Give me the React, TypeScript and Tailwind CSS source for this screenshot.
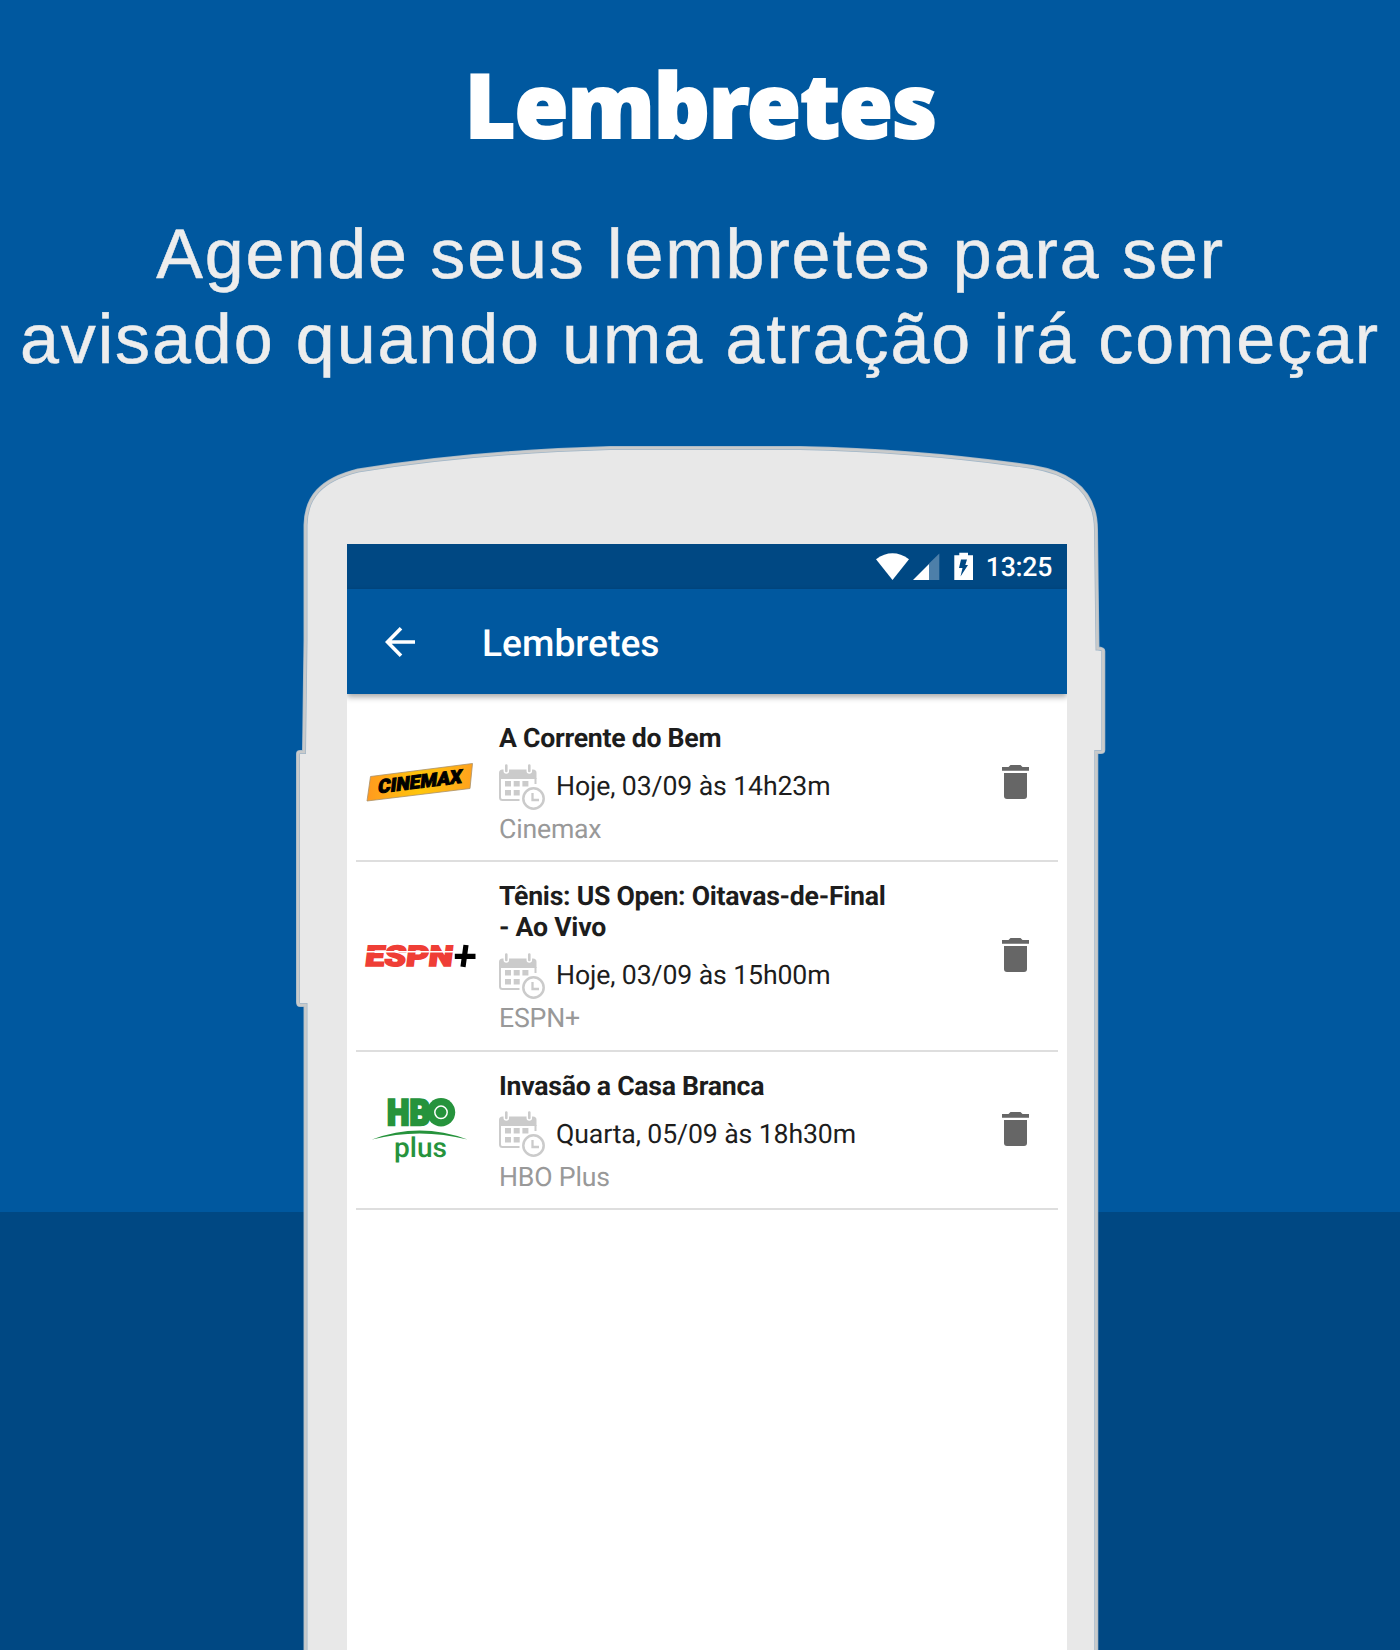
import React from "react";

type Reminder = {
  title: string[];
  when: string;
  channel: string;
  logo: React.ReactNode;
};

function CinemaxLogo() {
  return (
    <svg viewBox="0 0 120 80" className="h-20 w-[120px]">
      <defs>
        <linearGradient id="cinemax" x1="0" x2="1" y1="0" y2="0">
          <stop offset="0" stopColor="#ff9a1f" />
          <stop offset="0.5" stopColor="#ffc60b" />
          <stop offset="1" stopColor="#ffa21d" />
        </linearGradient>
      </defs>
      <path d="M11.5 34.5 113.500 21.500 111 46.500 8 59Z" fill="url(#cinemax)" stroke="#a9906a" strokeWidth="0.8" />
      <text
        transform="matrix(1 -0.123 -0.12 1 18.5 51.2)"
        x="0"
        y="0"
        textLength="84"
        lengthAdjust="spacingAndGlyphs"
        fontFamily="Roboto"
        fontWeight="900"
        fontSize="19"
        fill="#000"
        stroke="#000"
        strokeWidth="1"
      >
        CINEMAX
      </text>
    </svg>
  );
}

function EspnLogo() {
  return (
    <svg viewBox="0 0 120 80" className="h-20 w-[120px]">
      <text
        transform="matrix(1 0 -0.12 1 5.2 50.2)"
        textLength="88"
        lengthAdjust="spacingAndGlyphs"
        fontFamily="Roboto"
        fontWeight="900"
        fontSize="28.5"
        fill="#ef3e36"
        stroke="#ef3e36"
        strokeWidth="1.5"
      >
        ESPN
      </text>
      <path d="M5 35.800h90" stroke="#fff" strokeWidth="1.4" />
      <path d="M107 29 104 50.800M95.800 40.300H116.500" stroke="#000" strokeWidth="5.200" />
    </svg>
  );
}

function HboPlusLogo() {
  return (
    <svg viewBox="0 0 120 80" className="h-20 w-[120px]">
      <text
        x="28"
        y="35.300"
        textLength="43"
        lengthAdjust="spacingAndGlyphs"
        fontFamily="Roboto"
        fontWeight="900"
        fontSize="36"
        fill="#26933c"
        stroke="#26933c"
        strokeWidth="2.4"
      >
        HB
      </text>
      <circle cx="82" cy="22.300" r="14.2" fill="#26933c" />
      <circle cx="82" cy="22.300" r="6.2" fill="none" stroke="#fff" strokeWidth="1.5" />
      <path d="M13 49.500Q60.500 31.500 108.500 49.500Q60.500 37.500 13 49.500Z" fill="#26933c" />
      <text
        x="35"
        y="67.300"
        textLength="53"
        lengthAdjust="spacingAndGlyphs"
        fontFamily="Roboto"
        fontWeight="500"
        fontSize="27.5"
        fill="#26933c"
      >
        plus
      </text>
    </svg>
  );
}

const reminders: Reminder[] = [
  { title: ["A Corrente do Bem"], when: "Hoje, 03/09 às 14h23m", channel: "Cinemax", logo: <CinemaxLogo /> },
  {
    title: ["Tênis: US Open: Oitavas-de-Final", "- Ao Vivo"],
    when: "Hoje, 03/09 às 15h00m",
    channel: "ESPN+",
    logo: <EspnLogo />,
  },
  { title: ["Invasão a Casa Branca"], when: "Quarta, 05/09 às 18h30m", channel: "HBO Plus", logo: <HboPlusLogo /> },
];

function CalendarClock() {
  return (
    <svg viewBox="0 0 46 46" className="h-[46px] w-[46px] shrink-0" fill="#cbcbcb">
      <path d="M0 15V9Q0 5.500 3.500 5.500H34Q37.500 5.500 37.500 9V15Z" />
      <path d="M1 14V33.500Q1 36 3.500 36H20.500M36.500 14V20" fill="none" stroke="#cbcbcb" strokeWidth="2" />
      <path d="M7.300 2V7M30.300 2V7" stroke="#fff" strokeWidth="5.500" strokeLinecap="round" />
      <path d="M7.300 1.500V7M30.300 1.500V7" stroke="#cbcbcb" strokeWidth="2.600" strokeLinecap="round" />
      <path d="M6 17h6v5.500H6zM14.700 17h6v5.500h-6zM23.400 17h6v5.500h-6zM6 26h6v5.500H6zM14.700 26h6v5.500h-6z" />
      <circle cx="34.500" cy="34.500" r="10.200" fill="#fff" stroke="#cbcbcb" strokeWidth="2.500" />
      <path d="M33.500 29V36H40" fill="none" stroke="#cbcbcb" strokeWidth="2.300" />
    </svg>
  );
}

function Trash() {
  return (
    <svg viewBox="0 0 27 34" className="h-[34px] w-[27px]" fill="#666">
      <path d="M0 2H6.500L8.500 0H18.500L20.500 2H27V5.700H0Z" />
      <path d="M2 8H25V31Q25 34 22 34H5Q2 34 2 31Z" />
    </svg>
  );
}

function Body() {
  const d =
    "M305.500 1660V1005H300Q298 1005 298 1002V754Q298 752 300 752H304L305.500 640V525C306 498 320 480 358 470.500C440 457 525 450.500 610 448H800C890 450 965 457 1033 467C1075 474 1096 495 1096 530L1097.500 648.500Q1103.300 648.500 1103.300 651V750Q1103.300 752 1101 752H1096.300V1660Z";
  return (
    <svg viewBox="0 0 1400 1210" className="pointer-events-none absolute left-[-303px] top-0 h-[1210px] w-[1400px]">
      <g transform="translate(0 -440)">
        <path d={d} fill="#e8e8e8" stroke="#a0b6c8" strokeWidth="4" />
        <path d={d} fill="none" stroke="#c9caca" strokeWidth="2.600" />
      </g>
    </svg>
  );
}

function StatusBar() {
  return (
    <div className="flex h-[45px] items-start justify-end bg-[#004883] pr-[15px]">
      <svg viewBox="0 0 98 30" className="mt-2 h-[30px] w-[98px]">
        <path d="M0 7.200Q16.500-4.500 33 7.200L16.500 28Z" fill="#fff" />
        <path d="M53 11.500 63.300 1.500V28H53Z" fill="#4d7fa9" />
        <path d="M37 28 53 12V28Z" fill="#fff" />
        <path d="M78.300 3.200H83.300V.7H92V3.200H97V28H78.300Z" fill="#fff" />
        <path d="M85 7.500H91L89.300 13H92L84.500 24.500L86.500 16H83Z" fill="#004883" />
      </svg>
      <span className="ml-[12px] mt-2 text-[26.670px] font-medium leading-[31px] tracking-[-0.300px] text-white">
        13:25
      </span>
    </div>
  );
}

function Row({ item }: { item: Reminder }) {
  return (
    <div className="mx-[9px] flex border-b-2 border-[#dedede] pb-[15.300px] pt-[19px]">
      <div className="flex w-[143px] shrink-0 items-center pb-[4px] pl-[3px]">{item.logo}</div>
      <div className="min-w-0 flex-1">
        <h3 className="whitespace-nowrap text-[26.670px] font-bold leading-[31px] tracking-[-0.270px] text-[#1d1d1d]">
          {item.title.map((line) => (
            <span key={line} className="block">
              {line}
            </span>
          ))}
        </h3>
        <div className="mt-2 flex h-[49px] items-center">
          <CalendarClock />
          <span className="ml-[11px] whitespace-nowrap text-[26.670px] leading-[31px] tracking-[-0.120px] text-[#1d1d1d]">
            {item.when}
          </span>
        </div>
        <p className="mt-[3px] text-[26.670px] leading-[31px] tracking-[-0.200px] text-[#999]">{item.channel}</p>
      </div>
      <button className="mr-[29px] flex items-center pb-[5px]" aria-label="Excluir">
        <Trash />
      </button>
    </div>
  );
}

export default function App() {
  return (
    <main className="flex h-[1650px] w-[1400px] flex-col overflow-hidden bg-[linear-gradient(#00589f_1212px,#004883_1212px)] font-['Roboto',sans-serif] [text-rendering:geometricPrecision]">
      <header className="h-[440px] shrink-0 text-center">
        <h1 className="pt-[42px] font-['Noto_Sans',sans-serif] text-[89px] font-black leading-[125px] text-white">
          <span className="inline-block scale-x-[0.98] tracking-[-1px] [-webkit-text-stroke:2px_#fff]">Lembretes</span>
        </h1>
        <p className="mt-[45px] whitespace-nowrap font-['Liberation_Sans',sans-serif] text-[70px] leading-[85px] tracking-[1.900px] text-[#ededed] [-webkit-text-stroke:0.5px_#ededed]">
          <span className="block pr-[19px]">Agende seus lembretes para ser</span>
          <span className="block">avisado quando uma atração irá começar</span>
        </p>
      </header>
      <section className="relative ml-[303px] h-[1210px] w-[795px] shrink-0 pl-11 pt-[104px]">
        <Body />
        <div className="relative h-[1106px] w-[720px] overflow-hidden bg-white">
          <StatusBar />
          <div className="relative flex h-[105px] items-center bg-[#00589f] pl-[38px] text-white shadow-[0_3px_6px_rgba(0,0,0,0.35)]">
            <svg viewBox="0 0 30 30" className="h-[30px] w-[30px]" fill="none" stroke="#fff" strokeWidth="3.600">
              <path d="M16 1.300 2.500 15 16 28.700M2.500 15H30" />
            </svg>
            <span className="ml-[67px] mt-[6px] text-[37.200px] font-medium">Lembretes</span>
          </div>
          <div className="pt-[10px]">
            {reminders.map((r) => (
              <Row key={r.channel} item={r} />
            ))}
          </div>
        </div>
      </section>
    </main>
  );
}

**EXERCISE OBJECTIVE**
From the material above, count the lines that include "React" and give only the total.

**ANSWER TO THE TASK**
3